**Task requirements**
From the listing below, extract every line containing "code".

**Collected data**
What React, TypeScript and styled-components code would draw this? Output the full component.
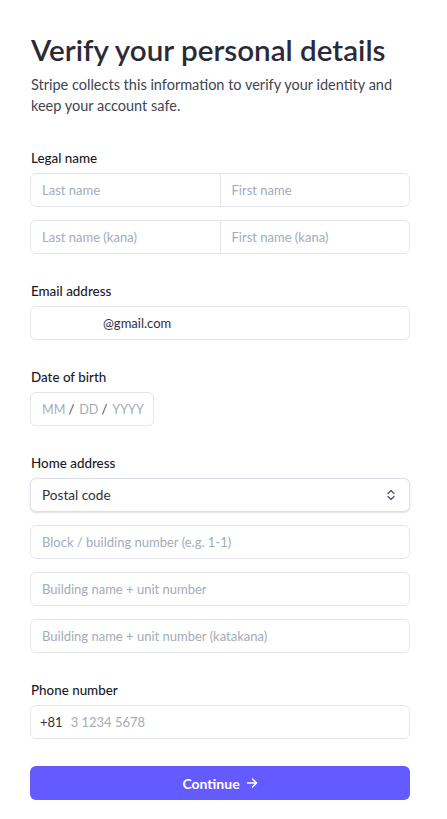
import React from "react";
import styled, { createGlobalStyle } from "styled-components";

const Global = createGlobalStyle`
  html, body { margin: 0; padding: 0; background: #ffffff; }
  body { font-family: Lato, "Noto Sans", sans-serif; color: #30313d; }
  * { box-sizing: border-box; }
`;

const Page = styled.div`
  width: 447px;
  padding: 31px 37px 20px 30px;
  display: flex;
  flex-direction: column;
`;

const Title = styled.h1`
  margin: 0;
  font-size: 29.6px;
  line-height: 38px;
  font-weight: 600;
  color: #2a2b37;
  padding-left: 1px;
  white-space: nowrap;
`;

const Subtitle = styled.p`
  margin: 5px 0 0;
  font-size: 14.5px;
  line-height: 21px;
  color: #414552;
  padding-left: 1px;
`;

const Form = styled.div`
  margin-top: 32px;
  display: flex;
  flex-direction: column;
  gap: 27px;
`;

const Section = styled.div`
  display: flex;
  flex-direction: column;
`;

const Label = styled.div`
  font-size: 13.4px;
  line-height: 20px;
  font-weight: 500;
  color: #1a1b25;
  margin-bottom: 5px;
  padding-left: 1px;
`;

const Stack = styled.div`
  display: flex;
  flex-direction: column;
  gap: 13px;
`;

const Box = styled.div<{ $w?: number; $shadow?: boolean }>`
  height: 34px;
  width: ${(p) => (p.$w ? `${p.$w}px` : "100%")};
  border: 1px solid ${(p) => (p.$shadow ? "#dcdfe5" : "#e3e5ea")};
  border-radius: 6px;
  background: #fff;
  display: flex;
  align-items: center;
  overflow: hidden;
  box-shadow: ${(p) => (p.$shadow ? "0 1px 2px rgba(0,0,0,0.12)" : "none")};
`;

const Cell = styled.div<{ $divider?: boolean; $pad?: number }>`
  flex: 1;
  height: 100%;
  display: flex;
  align-items: center;
  padding: 0 ${(p) => p.$pad ?? 11}px;
  border-left: ${(p) => (p.$divider ? "1px solid #e3e5ea" : "none")};
`;

const Placeholder = styled.span`
  font-size: 13px;
  color: #a3acb9;
  white-space: nowrap;
`;

const DatePart = styled(Placeholder)`
  font-size: 12.6px;
`;

const Value = styled.span`
  font-size: 13px;
  color: #30313d;
  white-space: nowrap;
`;

const Redacted = styled.span`
  display: inline-block;
  width: 61px;
`;

const Slash = styled.span`
  font-size: 13px;
  color: #414552;
  margin: 0 5px 0 3px;
`;

const SelectText = styled.span`
  flex: 1;
  font-size: 13.6px;
  color: #30313d;
`;

const Chevron = styled.svg`
  width: 10px;
  height: 12px;
  margin-right: 2px;
`;

const Prefix = styled.span`
  font-size: 13px;
  color: #30313d;
  margin-right: 8px;
`;

const Button = styled.button`
  margin-top: 27px;
  height: 34px;
  width: 100%;
  border: none;
  border-radius: 6px;
  background: #635bff;
  color: #fff;
  font-family: inherit;
  font-size: 14px;
  font-weight: 700;
  display: flex;
  align-items: center;
  justify-content: center;
  gap: 6px;
`;

const Field = ({ text }: { text: string }) => (
  <Box>
    <Cell>
      <Placeholder>{text}</Placeholder>
    </Cell>
  </Box>
);

const Split = ({ a, b }: { a: string; b: string }) => (
  <Box>
    <Cell>
      <Placeholder>{a}</Placeholder>
    </Cell>
    <Cell $divider>
      <Placeholder>{b}</Placeholder>
    </Cell>
  </Box>
);

export default function App() {
  return (
    <Page>
      <Global />
      <Title>Verify your personal details</Title>
      <Subtitle>
        Stripe collects this information to verify your identity and keep your account safe.
      </Subtitle>
      <Form>
        <Section>
          <Label>Legal name</Label>
          <Stack>
            <Split a="Last name" b="First name" />
            <Split a="Last name (kana)" b="First name (kana)" />
          </Stack>
        </Section>
        <Section>
          <Label>Email address</Label>
          <Box>
            <Cell>
              <Redacted />
              <Value>@gmail.com</Value>
            </Cell>
          </Box>
        </Section>
        <Section>
          <Label>Date of birth</Label>
          <Box $w={124}>
            <Cell>
              <DatePart>MM</DatePart>
              <Slash>/</Slash>
              <DatePart>DD</DatePart>
              <Slash>/</Slash>
              <DatePart>YYYY</DatePart>
            </Cell>
          </Box>
        </Section>
        <Section>
          <Label>Home address</Label>
          <Stack>
            <Box $shadow>
              <Cell>
                <SelectText>Postal code</SelectText>
                <Chevron viewBox="0 0 10 12" fill="none" stroke="#4f566b" strokeWidth="1.3" strokeLinecap="round" strokeLinejoin="round">
                  <path d="M2 4.5 L5 1.5 L8 4.5" />
                  <path d="M2 7.5 L5 10.5 L8 7.5" />
                </Chevron>
              </Cell>
            </Box>
            <Field text="Block / building number (e.g. 1-1)" />
            <Field text="Building name + unit number" />
            <Field text="Building name + unit number (katakana)" />
          </Stack>
        </Section>
        <Section>
          <Label>Phone number</Label>
          <Box>
            <Cell $pad={9}>
              <Prefix>+81</Prefix>
              <Placeholder>3 1234 5678</Placeholder>
            </Cell>
          </Box>
        </Section>
      </Form>
      <Button>
        Continue
        <svg width="12" height="12" viewBox="0 0 12 12" fill="none" stroke="#fff" strokeWidth="1.4" strokeLinecap="round" strokeLinejoin="round">
          <path d="M1.5 6 H10.5" />
          <path d="M6.5 2 L10.5 6 L6.5 10" />
        </svg>
      </Button>
    </Page>
  );
}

**Response below**
What React, TypeScript and styled-components code would draw this? Output the full component.
                <SelectText>Postal code</SelectText>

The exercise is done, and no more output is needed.